*EXERCISE DETAILS*
Reproduce all the lines exactly as they stand, apart from the pictures.

*DATA SHOWN*
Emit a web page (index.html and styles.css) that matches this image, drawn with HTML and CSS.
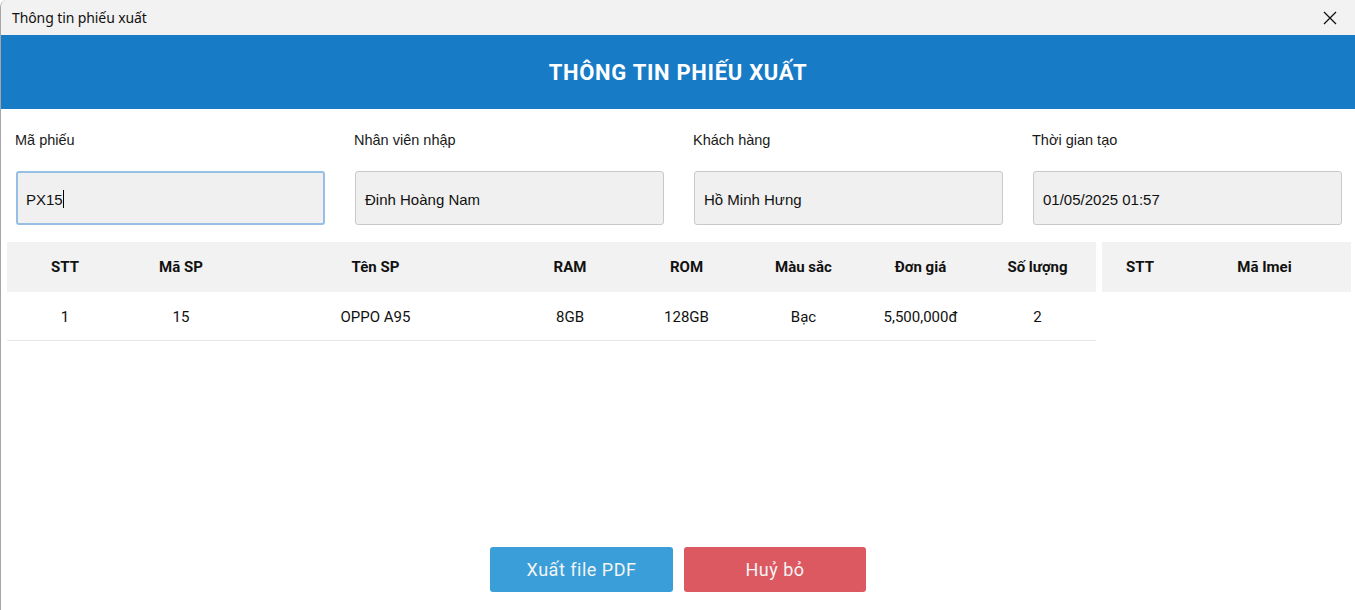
FILE: index.html
```html
<!DOCTYPE html>
<html lang="vi">
<head>
<meta charset="utf-8">
<title>Thông tin phiếu xuất</title>
<link rel="stylesheet" href="styles.css">
</head>
<body>
<div class="window">
  <div class="titlebar">
    <span class="title">Thông tin phiếu xuất</span>
    <span class="close">
      <svg width="14" height="14" viewBox="0 0 14 14"><path d="M1 1 L13 13 M13 1 L1 13" stroke="#111" stroke-width="1.3" fill="none"/></svg>
    </span>
  </div>
  <div class="header">THÔNG TIN PHIẾU XUẤT</div>
  <div class="form">
    <div class="field">
      <label class="label">Mã phiếu</label>
      <div class="input focused"><span>PX15</span><span class="caret"></span></div>
    </div>
    <div class="field">
      <label class="label">Nhân viên nhập</label>
      <div class="input"><span>Đinh Hoàng Nam</span></div>
    </div>
    <div class="field">
      <label class="label">Khách hàng</label>
      <div class="input"><span>Hồ Minh Hưng</span></div>
    </div>
    <div class="field">
      <label class="label">Thời gian tạo</label>
      <div class="input"><span>01/05/2025 01:57</span></div>
    </div>
  </div>
  <div class="tables">
    <div class="table main">
      <div class="row head">
        <div>STT</div><div>Mã SP</div><div>Tên SP</div><div>RAM</div><div>ROM</div><div>Màu sắc</div><div>Đơn giá</div><div>Số lượng</div>
      </div>
      <div class="row body">
        <div>1</div><div>15</div><div>OPPO A95</div><div>8GB</div><div>128GB</div><div>Bạc</div><div>5,500,000đ</div><div>2</div>
      </div>
    </div>
    <div class="table imei">
      <div class="row head">
        <div>STT</div><div>Mã Imei</div>
      </div>
    </div>
  </div>
  <div class="footer">
    <button class="btn blue">Xuất file PDF</button>
    <button class="btn red">Huỷ bỏ</button>
  </div>
</div>
</body>
</html>
```
FILE: styles.css
```css
* { box-sizing: border-box; }
html, body { margin: 0; padding: 0; background: #fff; }
body { width: 1355px; height: 610px; overflow: hidden; }
.window {
  height: 610px;
  display: flex;
  flex-direction: column;
  border-left: 1px solid #a6a6a6;
  border-top-left-radius: 7px;
  background: #fff;
  font-family: "Liberation Sans", Arial, sans-serif;
  color: #111;
}
.titlebar {
  height: 35px;
  flex: none;
  background: #f2f2f2;
  display: flex;
  align-items: center;
  justify-content: space-between;
  padding: 0 18px 0 11px;
  border-top-left-radius: 7px;
}
.title { font-family: "Noto Sans", "Liberation Sans", sans-serif; font-size: 14px; color: #111; letter-spacing: -0.1px; }
.close { display: flex; align-items: center; }
.header {
  height: 74px;
  flex: none;
  background: #187bc6;
  color: #fff;
  font-family: Roboto, "Liberation Sans", sans-serif;
  font-weight: 700;
  font-size: 22px;
  display: flex;
  align-items: center;
  justify-content: center;
  letter-spacing: 0.7px;
}
.form {
  flex: none;
  display: grid;
  grid-template-columns: repeat(4, 309px);
  column-gap: 30px;
  padding: 21px 0 0 15px;
  height: 133px;
}
.field { display: flex; flex-direction: column; }
.label { font-size: 14.5px; height: 20px; line-height: 20px; margin-left: -1px; color: #1a1a1a; }
.input {
  flex: none;
  margin-top: 21px;
  height: 54px;
  background: #f0f0f0;
  border: 1px solid #c9c9c9;
  border-radius: 3px;
  display: flex;
  align-items: center;
  padding-left: 9px;
  padding-top: 2px;
  font-size: 15px;
  color: #111;
}
.input.focused { border: 2px solid #97bfe6; padding-left: 8px; }
.caret { display: inline-block; width: 1px; height: 18px; background: #000; }
.tables {
  flex: 1;
  display: flex;
  gap: 6px;
  padding-left: 6px;
  font-family: Roboto, "Liberation Sans", sans-serif;
  font-size: 15px;
}
.table.main { width: 1089px; }
.table.imei { width: 249px; }
.row { display: grid; align-items: center; text-align: center; }
.main .row { grid-template-columns: 116px 116px 273px 116px 117px 117px 117px 117px; }
.imei .row { grid-template-columns: 76px 173px; }
.row.head { height: 50px; background: #f2f2f2; font-weight: 700; color: #111; }
.row.body { height: 49px; padding-top: 2px; border-bottom: 1px solid #e6e6e6; color: #111; }
.footer {
  flex: none;
  display: flex;
  justify-content: center;
  gap: 11px;
  padding-bottom: 18px;
}
.btn {
  height: 45px;
  border: none;
  border-radius: 3px;
  color: #f4f4f4;
  font-family: Roboto, "Liberation Sans", sans-serif;
  font-size: 18px;
  letter-spacing: 0.5px;
  padding-top: 1px;
}
.btn.blue { width: 183px; background: #3a9fd8; }
.btn.red { width: 182px; background: #dc5962; }
```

*TASK SOLUTION*
Emit a web page (index.html and styles.css) that matches this image, drawn with HTML and CSS.
FILE: index.html
```html
<!DOCTYPE html>
<html lang="vi">
<head>
<meta charset="utf-8">
<title>Thông tin phiếu xuất</title>
<link rel="stylesheet" href="styles.css">
</head>
<body>
<div class="window">
  <div class="titlebar">
    <span class="title">Thông tin phiếu xuất</span>
    <span class="close">
      <svg width="14" height="14" viewBox="0 0 14 14"><path d="M1 1 L13 13 M13 1 L1 13" stroke="#111" stroke-width="1.3" fill="none"/></svg>
    </span>
  </div>
  <div class="header">THÔNG TIN PHIẾU XUẤT</div>
  <div class="form">
    <div class="field">
      <label class="label">Mã phiếu</label>
      <div class="input focused"><span>PX15</span><span class="caret"></span></div>
    </div>
    <div class="field">
      <label class="label">Nhân viên nhập</label>
      <div class="input"><span>Đinh Hoàng Nam</span></div>
    </div>
    <div class="field">
      <label class="label">Khách hàng</label>
      <div class="input"><span>Hồ Minh Hưng</span></div>
    </div>
    <div class="field">
      <label class="label">Thời gian tạo</label>
      <div class="input"><span>01/05/2025 01:57</span></div>
    </div>
  </div>
  <div class="tables">
    <div class="table main">
      <div class="row head">
        <div>STT</div><div>Mã SP</div><div>Tên SP</div><div>RAM</div><div>ROM</div><div>Màu sắc</div><div>Đơn giá</div><div>Số lượng</div>
      </div>
      <div class="row body">
        <div>1</div><div>15</div><div>OPPO A95</div><div>8GB</div><div>128GB</div><div>Bạc</div><div>5,500,000đ</div><div>2</div>
      </div>
    </div>
    <div class="table imei">
      <div class="row head">
        <div>STT</div><div>Mã Imei</div>
      </div>
    </div>
  </div>
  <div class="footer">
    <button class="btn blue">Xuất file PDF</button>
    <button class="btn red">Huỷ bỏ</button>
  </div>
</div>
</body>
</html>
```
FILE: styles.css
```css
* { box-sizing: border-box; }
html, body { margin: 0; padding: 0; background: #fff; }
body { width: 1355px; height: 610px; overflow: hidden; }
.window {
  height: 610px;
  display: flex;
  flex-direction: column;
  border-left: 1px solid #a6a6a6;
  border-top-left-radius: 7px;
  background: #fff;
  font-family: "Liberation Sans", Arial, sans-serif;
  color: #111;
}
.titlebar {
  height: 35px;
  flex: none;
  background: #f2f2f2;
  display: flex;
  align-items: center;
  justify-content: space-between;
  padding: 0 18px 0 11px;
  border-top-left-radius: 7px;
}
.title { font-family: "Noto Sans", "Liberation Sans", sans-serif; font-size: 14px; color: #111; letter-spacing: -0.1px; }
.close { display: flex; align-items: center; }
.header {
  height: 74px;
  flex: none;
  background: #187bc6;
  color: #fff;
  font-family: Roboto, "Liberation Sans", sans-serif;
  font-weight: 700;
  font-size: 22px;
  display: flex;
  align-items: center;
  justify-content: center;
  letter-spacing: 0.7px;
}
.form {
  flex: none;
  display: grid;
  grid-template-columns: repeat(4, 309px);
  column-gap: 30px;
  padding: 21px 0 0 15px;
  height: 133px;
}
.field { display: flex; flex-direction: column; }
.label { font-size: 14.5px; height: 20px; line-height: 20px; margin-left: -1px; color: #1a1a1a; }
.input {
  flex: none;
  margin-top: 21px;
  height: 54px;
  background: #f0f0f0;
  border: 1px solid #c9c9c9;
  border-radius: 3px;
  display: flex;
  align-items: center;
  padding-left: 9px;
  padding-top: 2px;
  font-size: 15px;
  color: #111;
}
.input.focused { border: 2px solid #97bfe6; padding-left: 8px; }
.caret { display: inline-block; width: 1px; height: 18px; background: #000; }
.tables {
  flex: 1;
  display: flex;
  gap: 6px;
  padding-left: 6px;
  font-family: Roboto, "Liberation Sans", sans-serif;
  font-size: 15px;
}
.table.main { width: 1089px; }
.table.imei { width: 249px; }
.row { display: grid; align-items: center; text-align: center; }
.main .row { grid-template-columns: 116px 116px 273px 116px 117px 117px 117px 117px; }
.imei .row { grid-template-columns: 76px 173px; }
.row.head { height: 50px; background: #f2f2f2; font-weight: 700; color: #111; }
.row.body { height: 49px; padding-top: 2px; border-bottom: 1px solid #e6e6e6; color: #111; }
.footer {
  flex: none;
  display: flex;
  justify-content: center;
  gap: 11px;
  padding-bottom: 18px;
}
.btn {
  height: 45px;
  border: none;
  border-radius: 3px;
  color: #f4f4f4;
  font-family: Roboto, "Liberation Sans", sans-serif;
  font-size: 18px;
  letter-spacing: 0.5px;
  padding-top: 1px;
}
.btn.blue { width: 183px; background: #3a9fd8; }
.btn.red { width: 182px; background: #dc5962; }
```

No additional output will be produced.